Many of emacs defaults are pretty awful at introducing users to the "emacs" way of doing things while also failing at easing unfamiliar users in.

1 comments

Why should catering to non-users even be a concern? It is like these radio stations and tv channels that blend into the sameness blurb.

If the last emacs user press C-x C-c for the last time in whatever years that is not a failure.

Where do users come from? People trying out the software and enjoying it. I'm quite glad that the emacs maintainers care about this, as I'm sure I've benefitted greatly from the contributions some of those people will have made.

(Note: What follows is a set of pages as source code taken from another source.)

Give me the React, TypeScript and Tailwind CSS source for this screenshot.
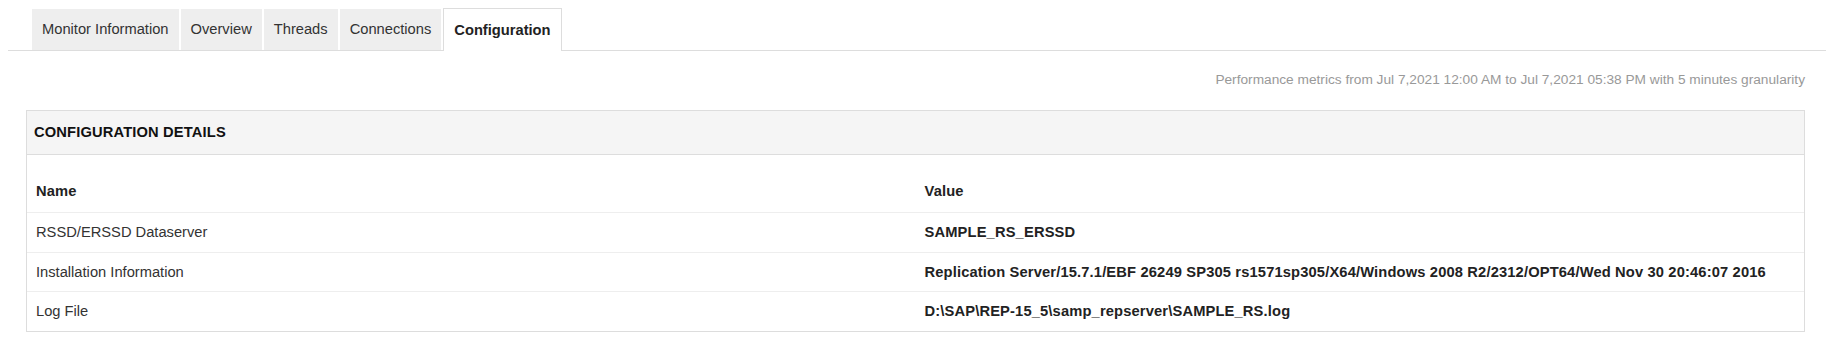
import React from "react";

const tabs = ["Monitor Information", "Overview", "Threads", "Connections", "Configuration"];

const rows = [
  { name: "RSSD/ERSSD Dataserver", value: "SAMPLE_RS_ERSSD" },
  {
    name: "Installation Information",
    value:
      "Replication Server/15.7.1/EBF 26249 SP305 rs1571sp305/X64/Windows 2008 R2/2312/OPT64/Wed Nov 30 20:46:07 2016",
  },
  { name: "Log File", value: "D:\\SAP\\REP-15_5\\samp_repserver\\SAMPLE_RS.log" },
];

export default function App() {
  const active = "Configuration";

  return (
    <div className="min-h-[344px] bg-white px-2 text-[14.7px] text-[#333] font-['Liberation_Sans',Arial,sans-serif]">
      <ul className="flex items-end gap-[2px] border-b border-[#ddd] pl-6 pt-2">
        {tabs.map((tab) =>
          tab === active ? (
            <li
              key={tab}
              className="-mb-px flex h-[43px] items-center border border-b-0 border-[#ddd] bg-white px-[10px] font-bold text-[#222]"
            >
              {tab}
            </li>
          ) : (
            <li key={tab} className="flex h-[41px] items-center bg-[#eeeeee] px-[10px] text-[#333]">
              {tab}
            </li>
          )
        )}
      </ul>

      <div className="ml-[18px] mr-[21px]">
        <div className="mt-[19px] flex h-5 items-center justify-end text-[13.7px] text-[#999]">
          Performance metrics from Jul 7,2021 12:00 AM to Jul 7,2021 05:38 PM with 5 minutes granularity
        </div>

        <div className="mt-5 border border-[#ddd]">
          <div className="flex h-[44px] items-center border-b border-[#ddd] bg-[#f5f5f5] px-[7px] font-bold tracking-[0.15px] text-[#111]">
            CONFIGURATION DETAILS
          </div>

          <div className="pt-[15px]">
            <div className="grid h-[42px] grid-cols-2 items-center font-bold tracking-[0.15px] text-[#222]">
              <div className="px-[9px]">Name</div>
              <div className="px-[9px]">Value</div>
            </div>
            {rows.map((row) => (
              <div key={row.name} className="grid h-[39.5px] grid-cols-2 items-center border-t border-[#eeeeee]">
                <div className="px-[9px]">{row.name}</div>
                <div className="px-[9px] font-bold tracking-[0.15px] text-[#222]">{row.value}</div>
              </div>
            ))}
          </div>
        </div>
      </div>
    </div>
  );
}
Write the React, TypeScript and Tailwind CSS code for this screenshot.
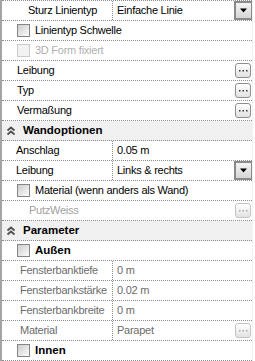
import React from 'react';

const font = { fontFamily: '"Liberation Sans", Arial, sans-serif' };

const Dots = ({ disabled }: { disabled?: boolean }) => (
  <svg width="9" height="2" viewBox="0 0 9 2">
    <rect x="0" y="0" width="1.5" height="1.5" fill={disabled ? '#a8a8a8' : '#303030'} />
    <rect x="3.5" y="0" width="1.5" height="1.5" fill={disabled ? '#a8a8a8' : '#303030'} />
    <rect x="7" y="0" width="1.5" height="1.5" fill={disabled ? '#a8a8a8' : '#303030'} />
  </svg>
);

const EllipsisButton = ({ disabled }: { disabled?: boolean }) => (
  <div
    className={
      'ml-auto mr-[1px] w-[16px] h-[15px] rounded-[3px] border flex items-center justify-center bg-gradient-to-b from-white to-[#e2e2e2] ' +
      (disabled ? 'border-[#c4c4c4]' : 'border-[#8e8e8e]')
    }
  >
    <Dots disabled={disabled} />
  </div>
);

const DropButton = () => (
  <div className="ml-auto mr-[-1px] w-[19px] h-[19px] border-2 border-[#8a8a8a] bg-gradient-to-b from-[#f4f4f4] to-[#d6d6d6] flex items-center justify-center">
    <svg width="7" height="5" viewBox="0 0 7 5">
      <path d="M0 0.5 H7 L3.5 4.5 Z" fill="#000" />
    </svg>
  </div>
);

const Checkbox = ({ disabled }: { disabled?: boolean }) => (
  <div
    className={
      'w-[13px] h-[13px] border shrink-0 ' +
      (disabled
        ? 'border-[#cacaca] bg-[#f2f2f2]'
        : 'border-[#858585] bg-gradient-to-br from-[#cdcdcd] to-[#fbfbfb]')
    }
  />
);

// double chevron of the collapsible section header
const Chevrons = () => (
  <svg width="10" height="10" viewBox="0 0 10 10">
    <path d="M1.5 4.5 L5 1.5 L8.5 4.5" fill="none" stroke="#505050" strokeWidth="1.8" />
    <path d="M1.5 8.5 L5 5.5 L8.5 8.5" fill="none" stroke="#505050" strokeWidth="1.8" />
  </svg>
);

interface PropRowProps {
  label: string;
  value?: string;
  muted?: boolean;
  button?: 'drop' | 'dots' | 'dotsOff';
  indent?: string;
}

const PropRow: React.FC<PropRowProps> = ({ label, value, muted, button, indent = 'pl-[15px]' }) => {
  const color = muted ? 'text-[#6c6c6c]' : 'text-black';
  return (
    <div className="flex h-[20px] border-b border-dotted border-[#8c8c8c]">
      <div className={'w-[111px] shrink-0 flex items-center border-r border-dotted border-[#8c8c8c] ' + indent + ' ' + color}>
        {label}
      </div>
      <div className={'flex-1 flex items-center pl-[4px] ' + color}>
        <span>{value}</span>
        {button === 'drop' && <DropButton />}
        {button === 'dots' && <EllipsisButton />}
        {button === 'dotsOff' && <EllipsisButton disabled />}
      </div>
    </div>
  );
};

const PlainRow = ({ label, muted, button, indent = 'pl-[15px]' }: { label: string; muted?: boolean; button?: boolean; indent?: string }) => (
  <div className={'flex items-center h-[20px] border-b border-dotted border-[#8c8c8c] ' + indent + (muted ? ' text-[#a0a0a0]' : ' text-black')}>
    <span>{label}</span>
    {button && <EllipsisButton disabled={muted} />}
  </div>
);

const CheckRow = ({ label, disabled, bold }: { label: string; disabled?: boolean; bold?: boolean }) => (
  <div className="flex items-center h-[20px] border-b border-dotted border-[#8c8c8c] pl-[15px] gap-[5px]">
    <Checkbox disabled={disabled} />
    <span className={(disabled ? 'text-[#b0b0b0]' : 'text-black') + (bold ? ' font-bold text-[11.5px] tracking-normal' : '')}>
      {label}
    </span>
  </div>
);

const SectionRow = ({ label }: { label: string }) => (
  <div className="flex items-center h-[20px] border-b border-dotted border-[#8c8c8c] bg-[#f0f0f0] pl-[4px] gap-[7px]">
    <Chevrons />
    <span className="font-bold text-[11.5px] tracking-normal text-black">{label}</span>
  </div>
);

export default function App() {
  return (
    <div className="w-[255px] h-[361px] overflow-hidden bg-white flex" style={font}>
      <div className="w-[2px] bg-[#a4a4a4] shrink-0" />
      <div className="w-[250px] text-[11px] tracking-[-0.25px] border-t border-dotted border-[#8c8c8c]">
        <PropRow label="Sturz Linientyp" value="Einfache Linie" button="drop" indent="pl-[26px]" />
        <CheckRow label="Linientyp Schwelle" />
        <CheckRow label="3D Form fixiert" disabled />
        <PlainRow label="Leibung" button />
        <PlainRow label="Typ" button />
        <PlainRow label="Vermaßung" button />
        <SectionRow label="Wandoptionen" />
        <PropRow label="Anschlag" value="0.05 m" indent="pl-[14px]" />
        <PropRow label="Leibung" value="Links & rechts" button="drop" indent="pl-[14px]" />
        <CheckRow label="Material (wenn anders als Wand)" />
        <PlainRow label="PutzWeiss" muted button indent="pl-[27px]" />
        <SectionRow label="Parameter" />
        <CheckRow label="Außen" bold />
        <PropRow label="Fensterbanktiefe" value="0 m" muted indent="pl-[18px]" />
        <PropRow label="Fensterbankstärke" value="0.02 m" muted indent="pl-[18px]" />
        <PropRow label="Fensterbankbreite" value="0 m" muted indent="pl-[18px]" />
        <PropRow label="Material" value="Parapet" muted button="dotsOff" indent="pl-[18px]" />
        <CheckRow label="Innen" bold />
      </div>
      <div className="flex-1 border-l border-[#f2f2f2]" />
    </div>
  );
}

Improving things that put new users off is often the same as improving things that annoy existing users. Keeping the spirit of the tool intact doesn't require doing everything the same way.

> If the last emacs user press C-x C-c for the last time in whatever years that is not a failure.

I disagree. It'd be just as much of a failure as emacs moving away from it's focus on extensibility/configurability. It's meant to be a useful tool, if no-one is interested in using it, then it has most likely failed at it's purpose.

On the current situation, after reading through the emacs-devel mailing list, it becomes clear that the author of this change - a long term user and contributor - was attempting to address an issue that had come up in his own workflow. He seemed interested in engaging with people who had concerns surrounding the change. The tone of the article is honestly embarrassing in comparison.